While subtlety must be sacrificed for the Pale Lady to present actual danger, it is not a "violent" danger. I half expected a reveal that her sweet smile might conceal a mouthful of fangs, but anything so cornball is thankfully averted, and I have no doubt this is one that might stick with viewers the hardest.


"Wait a minute!" you say again, "who the heck is the Jangly Man?!"

Me Tie Dough-ty Walker was the story that disturbed me the most as a child, namely the weirdness of the distant, approaching song and the dreamy abnormality of a pet dog singing back. While we don't hear the song coming closer and closer - which I definitely missed - the dog's reactions are there, and they are slightly more "realistic" but marvelously unsettling nonetheless.

In the original story, this all culminated in a bloody, severed head tumbling out of a chimney, opening its eyes and screaming as the story ends. In the movie, the head snarls the Me Tie Dough-Ty Walker line before it is further joined by a series of other body parts that link together into what is ostensibly based on the story "Aaron Kelly's Bones." However, the ghost of Aaron Kelly was a more jovial, dancing sort, whereas this being is an incredibly fast and powerful killer.

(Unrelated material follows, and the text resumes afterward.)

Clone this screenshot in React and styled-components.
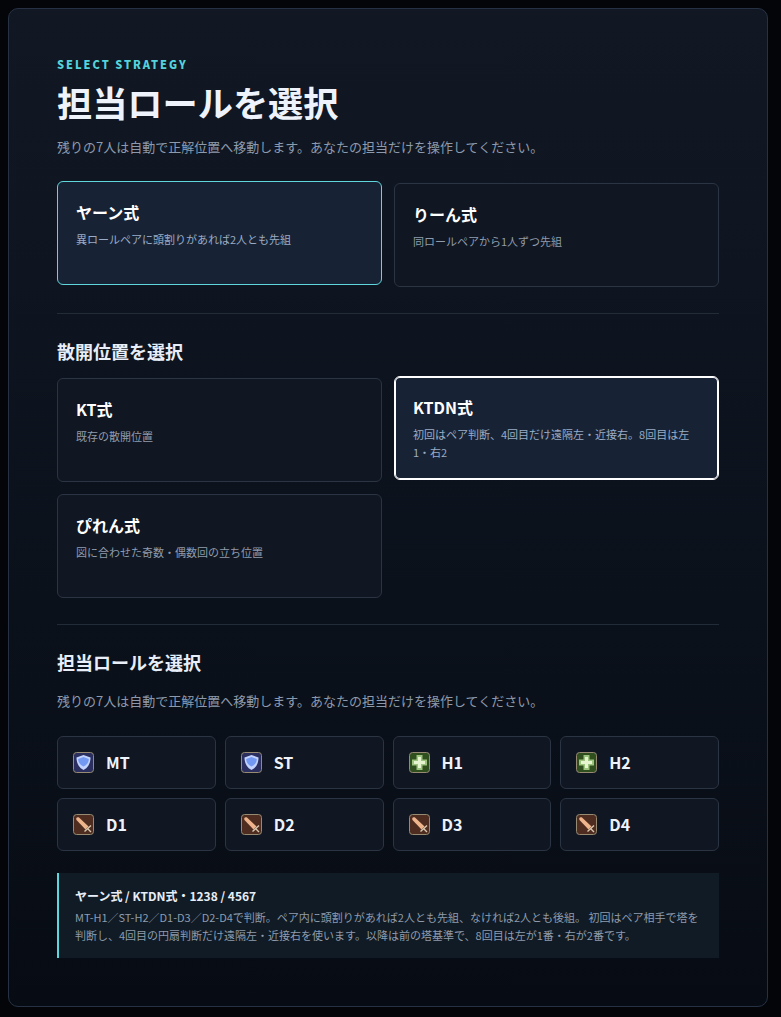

This change unfortunately makes for the least effective monster in the movie, a much more "typical" kind of scary and more in-your-face. It might have been leagues more horrific if it was still a smiling, dancing figure or even if it had the mournful, whiskered face of the original chimney head. No direspect to the amazing performance by Troy James, whose ability to contort his body has audiences constantly mistaking his characters for computer effects, but I think there was a wasted opportunity here on the part of Del Toro to create something much more jarring and unwholesome than just enough hissing, spitting ghoul.

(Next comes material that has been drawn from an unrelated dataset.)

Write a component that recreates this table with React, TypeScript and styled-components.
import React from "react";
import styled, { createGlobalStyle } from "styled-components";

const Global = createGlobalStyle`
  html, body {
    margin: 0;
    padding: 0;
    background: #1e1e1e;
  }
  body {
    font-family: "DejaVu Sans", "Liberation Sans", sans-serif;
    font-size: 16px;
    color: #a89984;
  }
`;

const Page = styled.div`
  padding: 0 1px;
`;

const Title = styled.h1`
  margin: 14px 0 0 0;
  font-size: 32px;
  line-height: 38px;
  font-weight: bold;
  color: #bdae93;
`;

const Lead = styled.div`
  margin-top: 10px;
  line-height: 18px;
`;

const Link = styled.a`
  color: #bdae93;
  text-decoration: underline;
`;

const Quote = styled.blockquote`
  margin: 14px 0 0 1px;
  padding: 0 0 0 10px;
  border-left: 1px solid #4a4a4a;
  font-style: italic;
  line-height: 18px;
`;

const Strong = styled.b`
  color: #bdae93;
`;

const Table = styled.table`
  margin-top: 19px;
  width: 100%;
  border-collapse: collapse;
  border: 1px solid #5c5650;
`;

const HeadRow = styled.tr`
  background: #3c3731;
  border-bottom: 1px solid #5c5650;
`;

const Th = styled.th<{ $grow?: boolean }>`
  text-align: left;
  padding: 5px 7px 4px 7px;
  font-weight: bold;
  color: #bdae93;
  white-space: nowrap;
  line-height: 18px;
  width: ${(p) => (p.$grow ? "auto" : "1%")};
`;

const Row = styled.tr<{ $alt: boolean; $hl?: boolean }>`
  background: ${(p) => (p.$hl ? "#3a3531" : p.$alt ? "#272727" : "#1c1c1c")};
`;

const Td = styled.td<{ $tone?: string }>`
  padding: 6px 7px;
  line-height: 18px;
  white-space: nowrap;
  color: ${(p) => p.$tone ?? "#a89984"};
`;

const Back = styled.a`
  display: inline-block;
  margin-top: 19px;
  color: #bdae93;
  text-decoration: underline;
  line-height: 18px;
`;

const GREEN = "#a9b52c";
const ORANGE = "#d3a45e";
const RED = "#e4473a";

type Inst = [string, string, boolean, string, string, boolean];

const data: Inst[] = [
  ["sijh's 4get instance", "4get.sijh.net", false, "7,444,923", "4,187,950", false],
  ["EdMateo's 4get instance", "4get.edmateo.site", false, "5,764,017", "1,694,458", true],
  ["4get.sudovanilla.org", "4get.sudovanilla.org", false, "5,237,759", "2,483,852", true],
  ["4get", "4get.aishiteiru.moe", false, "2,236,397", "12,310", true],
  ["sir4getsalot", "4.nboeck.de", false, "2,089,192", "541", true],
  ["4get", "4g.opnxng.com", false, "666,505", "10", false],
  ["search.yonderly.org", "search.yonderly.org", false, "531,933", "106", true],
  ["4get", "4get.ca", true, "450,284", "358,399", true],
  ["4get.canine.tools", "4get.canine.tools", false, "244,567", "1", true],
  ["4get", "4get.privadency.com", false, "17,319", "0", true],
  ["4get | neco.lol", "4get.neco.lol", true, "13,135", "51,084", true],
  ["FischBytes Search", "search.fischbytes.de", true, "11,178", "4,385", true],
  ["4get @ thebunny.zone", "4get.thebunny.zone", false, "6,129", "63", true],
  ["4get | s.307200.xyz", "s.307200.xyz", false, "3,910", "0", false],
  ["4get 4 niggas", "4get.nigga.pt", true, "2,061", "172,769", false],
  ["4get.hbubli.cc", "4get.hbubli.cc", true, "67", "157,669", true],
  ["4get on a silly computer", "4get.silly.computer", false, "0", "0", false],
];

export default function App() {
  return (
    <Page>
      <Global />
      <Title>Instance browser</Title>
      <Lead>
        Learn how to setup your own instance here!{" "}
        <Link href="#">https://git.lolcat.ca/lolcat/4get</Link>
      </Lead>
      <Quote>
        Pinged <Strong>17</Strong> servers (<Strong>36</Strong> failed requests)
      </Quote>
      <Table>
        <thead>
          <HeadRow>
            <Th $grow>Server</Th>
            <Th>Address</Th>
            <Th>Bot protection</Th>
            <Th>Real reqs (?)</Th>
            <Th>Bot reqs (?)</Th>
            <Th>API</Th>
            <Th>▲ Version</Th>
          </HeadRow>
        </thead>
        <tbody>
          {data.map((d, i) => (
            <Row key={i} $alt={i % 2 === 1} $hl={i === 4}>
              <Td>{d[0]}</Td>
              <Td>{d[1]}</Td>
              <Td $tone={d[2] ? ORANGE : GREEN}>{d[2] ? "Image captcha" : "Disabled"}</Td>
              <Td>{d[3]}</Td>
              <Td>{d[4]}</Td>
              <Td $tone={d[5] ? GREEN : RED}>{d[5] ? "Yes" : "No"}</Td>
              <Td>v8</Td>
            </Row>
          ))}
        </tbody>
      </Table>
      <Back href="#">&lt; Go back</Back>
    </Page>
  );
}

I suppose, in the end, that this may just be the rest of the movie spoiling me. After the Pale Lady covered a more hallucinatory sort of fear, it makes sense that the next monster would be a more violent, more action-packed threat, giving each monster in the film its own trademark style of fright.


Our final monster is one that doesn't come from the books at all, and was already shown in the official trailers, so we may as well share a screenshot anyway. Sarah Bellows is the device that ties all of these various monsters together into a single story: the ghost of an abused, institutionalized young girl who had nothing to do but write, and write, and write, and used to read her work to local children who listened in through the wall of her prison. Whether she was compiling stories she already knew about or invented them herself is never clear, but the curse of her vengeful spirit is capable of bringing those stories to life, picking off those who have angered her through whatever tale they found or would have found to be the most terrifying.

Sarah Bellows hits on many typical ghost story elements: she was born with an abnormal condition, she was mistreated by her family, and she murdered other children until she was committed to an insane asylum...or so we're told. These cliche's are, of course, set up by the narrative only to be deconstructed by the end, and they're not the only tired tropes this movie subverts. If any of it sounds appealing to you so far, you're in for a pretty good time. It even ends on an optimistic note that sets up the possibility for a sequel, but would still work just as well as a single, self-contained story. I'd put this up there with The Nightmare Before Christmas and Trick R' Treat on a list of viable Halloween traditions, and I look forward to whatever impact some of its monsters end up making on our pop culture landscape. Where's my Pale Lady action figures and plushes already???